In Korobe Joseph Vs Uganda: Court of Appeal Criminal Appeal No. 243/2013, this Court reduced the sentence of 25 years to 14 years noting the advanced age of the appellant and the fact that he was very remorseful.
In Atuku Margret Opii vs Uganda: Court of Appeal Criminal Appeal No. 123/2008, this Court reduced the sentence from death to 20 years imprisonment. The appellant was a single mother of 8 children and the victim who was a 12 year old girl had been killed by drowning. The victim was a daughter to the appellant’s neighbour.

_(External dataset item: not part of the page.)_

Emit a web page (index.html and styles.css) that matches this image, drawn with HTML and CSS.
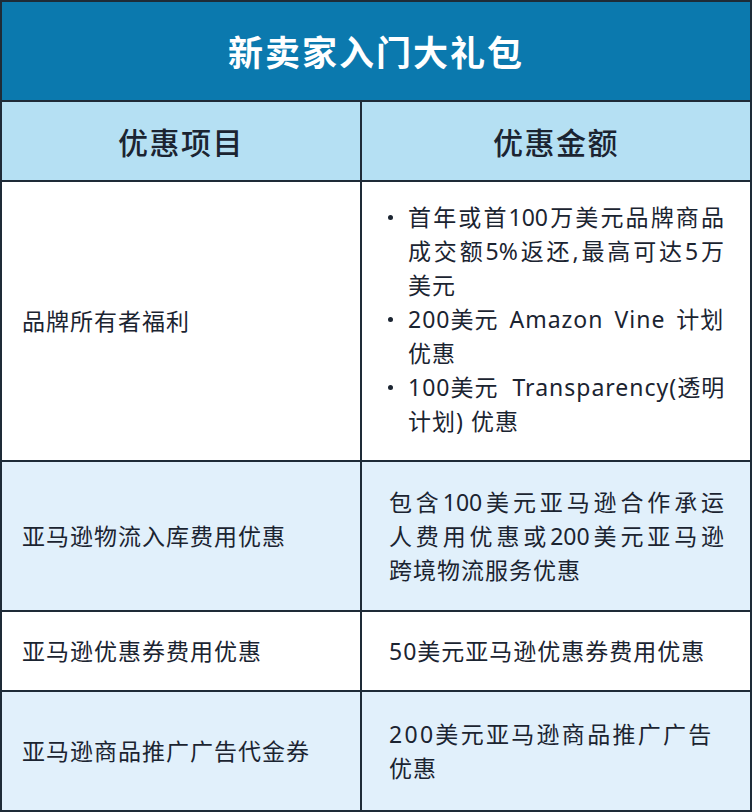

In Hon. Godi Akbar vs Uganda: Criminal Appeal No 3 of 2013, the Supreme Court confirmed a 25 year imprisonment. The appellant had killed his wife.
In Ssemanda Christopher & Another vs Uganda: Court of Appeal Criminal Appeal No. 77 of 2010 this Court confirmed a 35 year sentence for murder.
We find that in the circumstances of this case 25 years imprisonment for murder is neither harsh nor manifestly excessive.
We find no reason to interfere with it and we accordingly confirm the same.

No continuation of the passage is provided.